Jamás le hubiera tomado por un mendigo. Vestía  un pulcro pantalón de pana y zapatos marrones. La gabardina blanca, la barba crecida y el rubio pelo, le daban un cierto aspecto de principe-leñador de cuento de Andersen.
Rechazando el estúpido prejuicio que suele acudir presto en ocasiones así, me acerqué con unas monedas. Él me habló del frío..,de la vergüenza…me pidió disculpas tantas veces que empecé a sentirme mal y, casi en una huida ,di media vuelta y entré en el teatro. Pero alejarme unos metros no sirvió de nada; sus palabras habían calado muy adentro y los mil grillos de la conciencia se revolvían con sus sones molestos y chirriantes. Vaciando el monedero, rogué a mi hija que se encargase de comprar mi tranquilidad de aquella tarde.
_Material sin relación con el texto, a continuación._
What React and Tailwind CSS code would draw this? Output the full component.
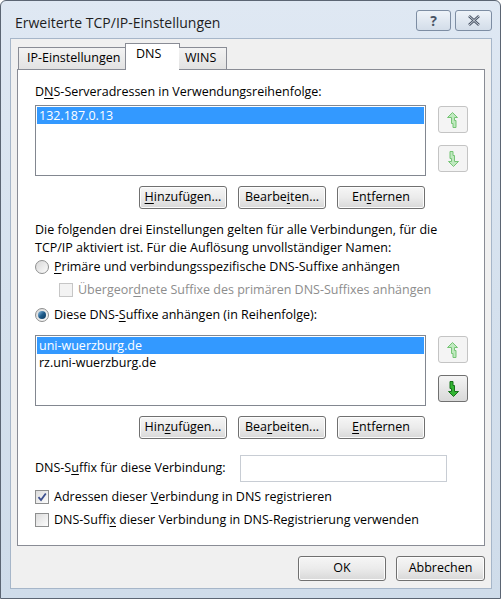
import React from "react";

const font = { fontFamily: '"Open Sans", "Noto Sans", sans-serif' };

function U({ children }) {
  return <span className="underline underline-offset-2 decoration-1">{children}</span>;
}

function Btn({ children, w = "w-[88px]", h = "h-[23px]" }) {
  return (
    <div
      className={`${w} ${h} flex items-center justify-center whitespace-nowrap rounded-[3px] border border-[#707070] bg-gradient-to-b from-[#f6f6f6] via-[#ebebeb] to-[#d8d8d8] text-[12.5px] text-black shadow-[inset_0_0_0_1px_#fcfcfc]`}
    >
      {children}
    </div>
  );
}

function Arrow({ dir, enabled }) {
  const fill = enabled ? "#33b533" : "#bfe9bf";
  const stroke = enabled ? "#17701a" : "#75c475";
  return (
    <div
      className={`w-[30px] h-[27px] flex items-center justify-center rounded-[3px] border ${
        enabled ? "border-[#707070] bg-gradient-to-b from-[#f4f4f4] to-[#d9d9d9]" : "border-[#c4c4c4] bg-[#f4f4f4]"
      }`}
    >
      <svg width="12" height="16" viewBox="0 0 12 16" style={{ transform: dir === "down" ? "rotate(180deg)" : undefined }}>
        <polygon
          points="5.5,0.5 10.5,5.5 7.5,5.5 7.5,8.5 9,8.5 9,15.5 6,15.5 6,11.5 4.5,11.5 4.5,5.5 0.5,5.5"
          fill={fill}
          stroke={stroke}
          strokeWidth="1"
          strokeLinejoin="miter"
        />
      </svg>
    </div>
  );
}

function Radio({ checked }) {
  return (
    <div className="w-[14px] h-[14px] shrink-0 rounded-full border border-[#8e8f8f] bg-gradient-to-br from-[#d8d8d8] to-[#fbfbfb] flex items-center justify-center">
      {checked && (
        <div className="w-[8px] h-[8px] rounded-full bg-gradient-to-br from-[#8fc4e8] via-[#1e5b8a] to-[#0f3a5e]" />
      )}
    </div>
  );
}

function Check({ checked, disabled }) {
  return (
    <div
      className={`w-[14px] h-[14px] shrink-0 border ${
        disabled ? "border-[#c6c6c6] bg-[#f3f3f3]" : "border-[#8e8f8f] bg-gradient-to-br from-[#dcdcdc] to-[#fdfdfd]"
      } flex items-center justify-center`}
    >
      {checked && (
        <svg width="10" height="10" viewBox="0 0 10 10">
          <path d="M1.5 5.2 L4 8 L8.8 1.5" fill="none" stroke="#3c4f8f" strokeWidth="1.8" />
        </svg>
      )}
    </div>
  );
}

function ListBox({ items }) {
  return (
    <div className="w-[391px] h-[71px] border border-[#828790] bg-white p-[1px]">
      {items.map((it, i) => (
        <div
          key={i}
          className={`h-[17px] leading-[17px] pl-[2px] text-[12.5px] ${i === 0 ? "bg-[#3399ff] text-white" : "text-black"}`}
        >
          {it}
        </div>
      ))}
    </div>
  );
}

export default function App() {
  return (
    <div style={font} className="w-[503px] h-[600px] bg-white">
      <div className="w-[501px] h-[599px] rounded-t-[6px] border border-[#5b6573] bg-gradient-to-b from-[#dfe8f3] via-[#d5e1ee] to-[#cfdcea] flex flex-col">
        {/* title bar */}
        <div className="h-[37px] flex items-start">
          <div className="pl-[14px] pt-[12px] text-[14px] leading-[20px] text-[#1e1e1e] whitespace-nowrap">Erweiterte TCP/IP-Einstellungen</div>
          <div className="ml-auto mr-[8px] mt-[9px] flex gap-[4px]">
            <div className="w-[35px] h-[21px] rounded-[3px] border border-[#7d8da3] bg-gradient-to-b from-[#eef3f9] to-[#d3dde9] flex items-center justify-center text-[14px] font-bold text-[#4a5566]">?</div>
            <div className="w-[37px] h-[21px] rounded-[3px] border border-[#7d8da3] bg-gradient-to-b from-[#eef3f9] to-[#d3dde9] flex items-center justify-center">
              <svg width="14" height="11" viewBox="0 0 14 11">
                <path d="M2 1 L12 10 M12 1 L2 10" stroke="#4a5566" strokeWidth="2.6" />
                <path d="M2 1 L12 10 M12 1 L2 10" stroke="#e9eef5" strokeWidth="0.8" />
              </svg>
            </div>
          </div>
        </div>
        {/* client */}
        <div className="ml-[9px] mr-[8px] mb-[9px] flex-1 bg-[#f0f0f0] border border-[#a6b6c9] flex flex-col">
          {/* tabs */}
          <div className="ml-[7px] mt-[4px] h-[27px] flex items-end relative z-10 text-[12.5px] whitespace-nowrap">
            <div className="h-[22px] w-[108px] border border-[#898c95] border-b-0 bg-gradient-to-b from-[#f3f3f3] to-[#e2e2e2] leading-[20px] pl-[8px] mb-[1px]">
              IP-Einstellungen
            </div>
            <div className="h-[27px] w-[55px] -ml-[1px] border border-[#898c95] border-b-0 bg-white leading-[18px] pl-[10px] pt-[1px]">
              DNS
            </div>
            <div className="h-[22px] w-[48px] -ml-[1px] border border-[#898c95] border-b-0 border-l-0 bg-gradient-to-b from-[#f3f3f3] to-[#e2e2e2] leading-[20px] pl-[6px] mb-[1px]">
              WINS
            </div>
          </div>
          {/* panel */}
          <div className="ml-[6px] -mt-[1px] w-[468px] h-[477px] border border-[#898c95] bg-white pl-[17px] text-[12.5px] text-black flex flex-col whitespace-nowrap">
            <div className="mt-[13px] h-[18px] leading-[18px]">
              D<U>N</U>S-Serveradressen in Verwendungsreihenfolge:
            </div>
            <div className="mt-[4px] flex gap-[12px]">
              <ListBox items={["132.187.0.13"]} />
              <div className="flex flex-col gap-[12px] pt-[1px]">
                <Arrow dir="up" />
                <Arrow dir="down" />
              </div>
            </div>
            <div className="mt-[10px] ml-[104px] flex gap-[11px]">
              <Btn><span><U>H</U>inzufügen...</span></Btn>
              <Btn><span>Bearbe<U>i</U>ten...</span></Btn>
              <Btn><span>En<U>t</U>fernen</span></Btn>
            </div>
            <div className="mt-[12px] leading-[18px]">
              Die folgenden drei Einstellungen gelten für alle Verbindungen, für die
              <br />
              TCP/IP aktiviert ist. Für die Auflösung unvollständiger Namen:
            </div>
            <div className="mt-[1px] h-[18px] flex items-center gap-[5px]">
              <Radio />
              <span><U>P</U>rimäre und verbindungsspezifische DNS-Suffixe anhängen</span>
            </div>
            <div className="mt-[5px] ml-[24px] h-[18px] flex items-center gap-[5px] text-[#8d8d8d]">
              <Check disabled />
              <span>Übergeor<U>d</U>nete Suffixe des primären DNS-Suffixes anhängen</span>
            </div>
            <div className="mt-[7px] h-[18px] flex items-center gap-[5px]">
              <Radio checked />
              <span>Diese DNS-<U>S</U>uffixe anhängen (in Reihenfolge):</span>
            </div>
            <div className="mt-[11px] flex gap-[12px]">
              <ListBox items={["uni-wuerzburg.de", "rz.uni-wuerzburg.de"]} />
              <div className="flex flex-col gap-[12px] pt-[1px]">
                <Arrow dir="up" />
                <Arrow dir="down" enabled />
              </div>
            </div>
            <div className="mt-[10px] ml-[104px] flex gap-[11px]">
              <Btn><span>Hin<U>z</U>ufügen...</span></Btn>
              <Btn><span>Bea<U>r</U>beiten...</span></Btn>
              <Btn><span><U>E</U>ntfernen</span></Btn>
            </div>
            <div className="mt-[16px] flex items-center">
              <span className="w-[205px]">DNS-S<U>u</U>ffix für diese Verbindung:</span>
              <div className="w-[207px] h-[27px] border border-[#c8cdd4] bg-white" />
            </div>
            <div className="mt-[6px] h-[18px] flex items-center gap-[5px]">
              <Check checked />
              <span>Adressen dieser <U>V</U>erbindung in DNS registrieren</span>
            </div>
            <div className="mt-[5px] h-[18px] flex items-center gap-[5px]">
              <Check />
              <span>DNS-Suffi<U>x</U> dieser Verbindung in DNS-Registrierung verwenden</span>
            </div>
          </div>
          <div className="mt-[10px] mr-[6px] flex justify-end gap-[10px]">
            <Btn w="w-[88px]" h="h-[25px]">OK</Btn>
            <Btn w="w-[89px]" h="h-[25px]">Abbrechen</Btn>
          </div>
        </div>
      </div>
    </div>
  );
}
Días después volvimos a encontrarnos. Seguía en el mismo lugar, junto a la entrada del teatro, pero su actitud había cambiado. Sobre el brazo llevaba un buen montón de gacetas y se deshacía en dar explicaciones a todo aquel que quisiera escucharle .El motivo de su alegría no era otro que la iniciativa creada en Inglaterra cinco años atrás y que, tras haber pasado a Francia, nos llegaba ahora del país vecino. Consistía  en una publicación semanal llamada “La Farola” que se vendía por muy poco dinero y cuya recaudación tenía como fin paliar la situación de cientos de marginados.
“Soy feliz- rió-, el más feliz del mundo”.
Sus ojos azules se abrían queriendo abarcar la noche.
”Gracias a este trabajo tengo otra vez conmigo a mi mujer y a mi hijo, que son lo más importante de mi vida. Ya no soy el mendigo de la acera; me llamo Ángel- señaló la tarjeta de vendedor prendida en la solapa- y he recuperado mi dignidad.
 Sentados en un café cercano me contó cómo las circunstancias conducen a la mendicidad , a la droga, y no necesariamente en este orden, a un licenciado en historia que nunca había podido ejercer, y de cómo se había visto obligado a separarse de su mujer y su hijo por no poder mantenerlos. Ángel sabía lo que era dormir en la calle, descargar camiones, cuidar coches…Había sentido el dolor de varias puñaladas en una maldita noche, y el soplo cercano de la muerte en la UVI de un hospital.
Sin embargo, Ángel, estaba dispuesto a comenzar de nuevo, y contaba con dos poderosos pilares: el cariño de los suyos y, más aun, la imprescindible autoestima .
Su mano, abierta ayer para pedir limosna, ofrecía  hoy el periódico de los “sin techo”,en cuyas páginas no se reclamaba la mediocre y humillante compasión, sino honesta y llanamente, la voluntad de incorporar a nuestra sociedad a quienes nunca debieron salir.
Con los datos obtenidos escribí un artículo que me publicaron en el ABC.
Ángel y yo volvimos a vernos en sucesivas ocasiones, ya que su “puesto laboral”, continuaba en el mismo sitio que el mío mientras duró la función de teatro. Una tarde vino a verla acompañado de su mujer. Nos compró una flor, que yo guardé entre las páginas de un libro. Perdimos el contacto al acabar la temporada,pero pocos años después y casualmente, nos encontramos en la calle y quedamos al siguiente día en una terraza de la plaza de Los Cubos. Acudió de nuevo con ella, y delante de una cervecita y unas patatas, nos pusimos al corriente de nuestras respectivas novedades. Él daba clases de suplente en un instituto y cuando surgía, hacía de extra en cine y t v. Su mujer también trabajaba, no recuerdo en qué. Vivían en casa de los padres de ella y salían adelante, más o menos. 
 Intercambiamos los móviles,ya tenía móvil,claro, con la promesa de no volver a distanciarnos.
La pareja respiraba optimismo, ilusión y amor.
Volví a mi casa con esa sonrisa que tenemos en algún lugar perdido de nuestra mente y que surge de vez en cuando…cada vez más de vez en cuando.
Sin embargo, aquel propósito no se cumplió. Un tiempo después, le llamé para invitarles a otra de mis funciones y me contestaron que el número no correspondía a ese usuario.
Ya no he vuelto a saber de ellos.

1 comentario:

El lugar de las cosas invisibles dijo...

Historias como esa nos ayudan a seguir luchando. ¿Habrá acabado bien?